REQUEST —
Produce an exact transcription of the listing below, omitting the pictures.

DATA —
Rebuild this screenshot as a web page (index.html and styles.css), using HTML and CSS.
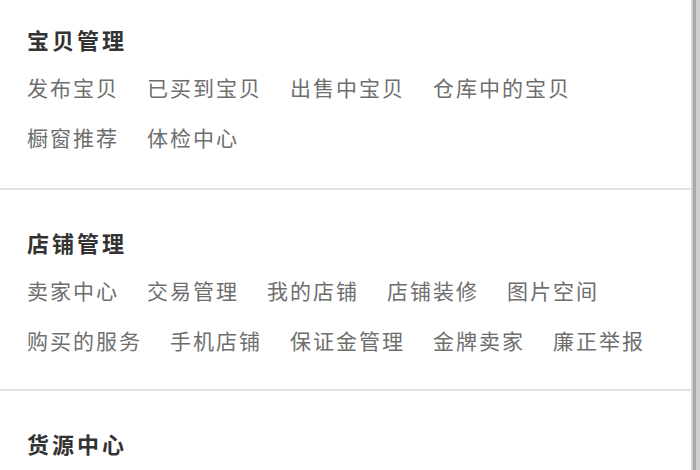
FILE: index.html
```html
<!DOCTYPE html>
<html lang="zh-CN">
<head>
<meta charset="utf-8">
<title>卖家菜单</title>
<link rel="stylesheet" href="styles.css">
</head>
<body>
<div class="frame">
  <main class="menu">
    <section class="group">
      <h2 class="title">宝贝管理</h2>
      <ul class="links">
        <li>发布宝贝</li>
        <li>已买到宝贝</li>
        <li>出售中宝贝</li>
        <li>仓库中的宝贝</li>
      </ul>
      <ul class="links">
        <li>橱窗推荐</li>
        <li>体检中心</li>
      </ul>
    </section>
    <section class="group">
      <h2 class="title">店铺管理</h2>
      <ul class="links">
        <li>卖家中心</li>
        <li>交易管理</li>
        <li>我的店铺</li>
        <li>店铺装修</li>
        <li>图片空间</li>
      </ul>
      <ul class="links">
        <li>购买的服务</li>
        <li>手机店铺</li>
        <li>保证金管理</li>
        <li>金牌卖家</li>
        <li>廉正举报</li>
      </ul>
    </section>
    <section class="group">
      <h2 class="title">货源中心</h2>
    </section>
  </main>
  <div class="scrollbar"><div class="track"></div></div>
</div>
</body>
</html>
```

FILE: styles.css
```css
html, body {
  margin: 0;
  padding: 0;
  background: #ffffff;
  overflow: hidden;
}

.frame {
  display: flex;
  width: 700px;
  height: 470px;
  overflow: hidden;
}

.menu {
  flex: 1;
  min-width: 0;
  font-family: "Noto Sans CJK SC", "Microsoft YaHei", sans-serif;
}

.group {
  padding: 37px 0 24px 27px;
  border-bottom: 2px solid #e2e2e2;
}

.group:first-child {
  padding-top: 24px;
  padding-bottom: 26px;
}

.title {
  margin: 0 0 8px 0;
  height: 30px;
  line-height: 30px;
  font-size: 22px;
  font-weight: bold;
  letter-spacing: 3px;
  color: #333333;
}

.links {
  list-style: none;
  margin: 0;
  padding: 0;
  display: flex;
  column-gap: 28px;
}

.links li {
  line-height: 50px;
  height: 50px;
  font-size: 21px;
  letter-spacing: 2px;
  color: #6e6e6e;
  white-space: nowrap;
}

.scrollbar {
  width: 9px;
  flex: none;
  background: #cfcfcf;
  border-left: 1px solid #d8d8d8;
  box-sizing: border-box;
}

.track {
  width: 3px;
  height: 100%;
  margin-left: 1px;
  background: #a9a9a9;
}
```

FINISHED EXERCISE —
Rebuild this screenshot as a web page (index.html and styles.css), using HTML and CSS.
FILE: index.html
```html
<!DOCTYPE html>
<html lang="zh-CN">
<head>
<meta charset="utf-8">
<title>卖家菜单</title>
<link rel="stylesheet" href="styles.css">
</head>
<body>
<div class="frame">
  <main class="menu">
    <section class="group">
      <h2 class="title">宝贝管理</h2>
      <ul class="links">
        <li>发布宝贝</li>
        <li>已买到宝贝</li>
        <li>出售中宝贝</li>
        <li>仓库中的宝贝</li>
      </ul>
      <ul class="links">
        <li>橱窗推荐</li>
        <li>体检中心</li>
      </ul>
    </section>
    <section class="group">
      <h2 class="title">店铺管理</h2>
      <ul class="links">
        <li>卖家中心</li>
        <li>交易管理</li>
        <li>我的店铺</li>
        <li>店铺装修</li>
        <li>图片空间</li>
      </ul>
      <ul class="links">
        <li>购买的服务</li>
        <li>手机店铺</li>
        <li>保证金管理</li>
        <li>金牌卖家</li>
        <li>廉正举报</li>
      </ul>
    </section>
    <section class="group">
      <h2 class="title">货源中心</h2>
    </section>
  </main>
  <div class="scrollbar"><div class="track"></div></div>
</div>
</body>
</html>
```

FILE: styles.css
```css
html, body {
  margin: 0;
  padding: 0;
  background: #ffffff;
  overflow: hidden;
}

.frame {
  display: flex;
  width: 700px;
  height: 470px;
  overflow: hidden;
}

.menu {
  flex: 1;
  min-width: 0;
  font-family: "Noto Sans CJK SC", "Microsoft YaHei", sans-serif;
}

.group {
  padding: 37px 0 24px 27px;
  border-bottom: 2px solid #e2e2e2;
}

.group:first-child {
  padding-top: 24px;
  padding-bottom: 26px;
}

.title {
  margin: 0 0 8px 0;
  height: 30px;
  line-height: 30px;
  font-size: 22px;
  font-weight: bold;
  letter-spacing: 3px;
  color: #333333;
}

.links {
  list-style: none;
  margin: 0;
  padding: 0;
  display: flex;
  column-gap: 28px;
}

.links li {
  line-height: 50px;
  height: 50px;
  font-size: 21px;
  letter-spacing: 2px;
  color: #6e6e6e;
  white-space: nowrap;
}

.scrollbar {
  width: 9px;
  flex: none;
  background: #cfcfcf;
  border-left: 1px solid #d8d8d8;
  box-sizing: border-box;
}

.track {
  width: 3px;
  height: 100%;
  margin-left: 1px;
  background: #a9a9a9;
}
```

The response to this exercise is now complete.